=== SOURCE DATA ===

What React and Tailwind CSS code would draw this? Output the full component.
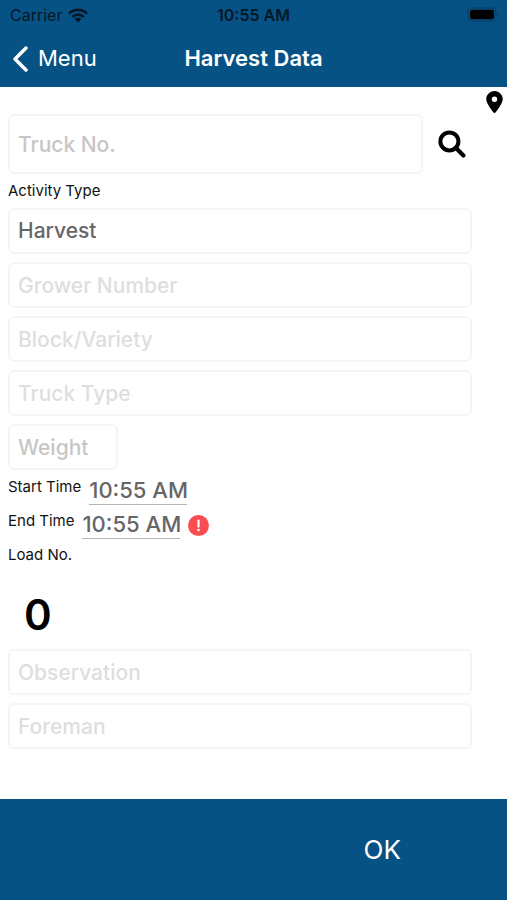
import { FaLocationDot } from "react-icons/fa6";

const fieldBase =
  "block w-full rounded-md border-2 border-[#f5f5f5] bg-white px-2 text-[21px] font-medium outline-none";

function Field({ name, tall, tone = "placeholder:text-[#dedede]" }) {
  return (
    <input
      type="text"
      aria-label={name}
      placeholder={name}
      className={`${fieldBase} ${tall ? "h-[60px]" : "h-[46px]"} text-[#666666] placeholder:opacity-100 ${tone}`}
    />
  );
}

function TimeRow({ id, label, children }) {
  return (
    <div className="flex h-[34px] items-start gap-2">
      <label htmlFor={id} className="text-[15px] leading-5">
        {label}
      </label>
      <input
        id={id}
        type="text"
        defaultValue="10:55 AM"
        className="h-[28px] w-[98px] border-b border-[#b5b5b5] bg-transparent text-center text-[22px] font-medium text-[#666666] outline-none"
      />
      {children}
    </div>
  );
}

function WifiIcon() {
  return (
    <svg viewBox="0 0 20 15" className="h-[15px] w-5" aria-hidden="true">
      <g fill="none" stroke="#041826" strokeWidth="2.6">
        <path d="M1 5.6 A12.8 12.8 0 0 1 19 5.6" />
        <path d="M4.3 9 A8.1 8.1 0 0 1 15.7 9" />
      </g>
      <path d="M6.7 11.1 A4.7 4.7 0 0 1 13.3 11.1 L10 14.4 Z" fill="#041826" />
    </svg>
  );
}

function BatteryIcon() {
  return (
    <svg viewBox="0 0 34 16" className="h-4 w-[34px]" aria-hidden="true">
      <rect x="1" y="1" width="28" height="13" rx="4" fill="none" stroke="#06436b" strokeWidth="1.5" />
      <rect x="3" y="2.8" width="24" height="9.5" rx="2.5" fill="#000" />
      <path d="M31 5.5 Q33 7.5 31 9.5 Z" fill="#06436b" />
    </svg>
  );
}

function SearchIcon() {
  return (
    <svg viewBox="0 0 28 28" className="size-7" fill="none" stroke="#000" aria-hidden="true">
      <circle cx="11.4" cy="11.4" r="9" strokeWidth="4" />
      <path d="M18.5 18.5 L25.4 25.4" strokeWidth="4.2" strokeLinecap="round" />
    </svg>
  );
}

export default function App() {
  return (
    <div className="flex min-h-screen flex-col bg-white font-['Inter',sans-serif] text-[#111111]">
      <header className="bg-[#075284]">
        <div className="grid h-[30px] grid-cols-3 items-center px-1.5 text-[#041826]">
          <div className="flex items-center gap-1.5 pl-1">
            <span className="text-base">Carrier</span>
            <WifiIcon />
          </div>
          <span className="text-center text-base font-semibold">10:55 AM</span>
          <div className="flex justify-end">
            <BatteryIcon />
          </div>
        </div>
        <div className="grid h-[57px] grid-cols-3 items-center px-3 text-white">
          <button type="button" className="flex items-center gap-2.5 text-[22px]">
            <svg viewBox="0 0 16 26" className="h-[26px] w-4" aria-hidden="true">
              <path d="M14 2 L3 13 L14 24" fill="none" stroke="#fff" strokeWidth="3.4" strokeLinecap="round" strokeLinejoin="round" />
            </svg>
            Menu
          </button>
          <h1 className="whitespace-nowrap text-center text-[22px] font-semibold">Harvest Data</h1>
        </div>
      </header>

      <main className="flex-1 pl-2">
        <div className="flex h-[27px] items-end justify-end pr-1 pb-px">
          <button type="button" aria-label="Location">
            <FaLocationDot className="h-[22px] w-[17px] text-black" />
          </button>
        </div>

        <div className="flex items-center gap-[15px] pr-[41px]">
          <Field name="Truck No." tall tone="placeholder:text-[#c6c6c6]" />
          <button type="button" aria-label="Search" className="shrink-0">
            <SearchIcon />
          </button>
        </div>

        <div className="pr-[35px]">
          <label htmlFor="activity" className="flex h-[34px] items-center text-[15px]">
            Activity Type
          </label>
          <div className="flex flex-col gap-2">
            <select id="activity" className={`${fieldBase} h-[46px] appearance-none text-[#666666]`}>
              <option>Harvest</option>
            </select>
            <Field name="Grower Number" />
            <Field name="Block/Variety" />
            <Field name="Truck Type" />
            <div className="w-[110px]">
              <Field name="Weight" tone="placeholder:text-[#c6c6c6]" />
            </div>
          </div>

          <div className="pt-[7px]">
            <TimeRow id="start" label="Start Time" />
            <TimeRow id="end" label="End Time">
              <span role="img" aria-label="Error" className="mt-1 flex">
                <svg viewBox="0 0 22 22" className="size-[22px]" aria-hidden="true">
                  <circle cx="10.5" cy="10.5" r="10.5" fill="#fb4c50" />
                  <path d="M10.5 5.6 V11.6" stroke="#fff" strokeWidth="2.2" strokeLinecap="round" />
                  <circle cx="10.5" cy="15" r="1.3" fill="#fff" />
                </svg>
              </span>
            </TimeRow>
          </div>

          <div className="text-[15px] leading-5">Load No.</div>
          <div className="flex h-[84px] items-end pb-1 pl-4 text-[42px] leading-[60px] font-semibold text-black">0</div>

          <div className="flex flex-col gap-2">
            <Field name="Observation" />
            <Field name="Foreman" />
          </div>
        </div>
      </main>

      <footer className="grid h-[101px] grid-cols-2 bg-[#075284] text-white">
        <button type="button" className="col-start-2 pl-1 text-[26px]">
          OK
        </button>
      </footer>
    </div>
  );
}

===

__SHORT EXERCISE__
Repeat exactly and only the lines from the start of the data above through the line that holds "w-full rounded-md border-2", inclusive. Pictures do not belong in the copy.

__RESPONSE TO THE EXERCISE__
What React and Tailwind CSS code would draw this? Output the full component.
import { FaLocationDot } from "react-icons/fa6";

const fieldBase =
  "block w-full rounded-md border-2 border-[#f5f5f5] bg-white px-2 text-[21px] font-medium outline-none";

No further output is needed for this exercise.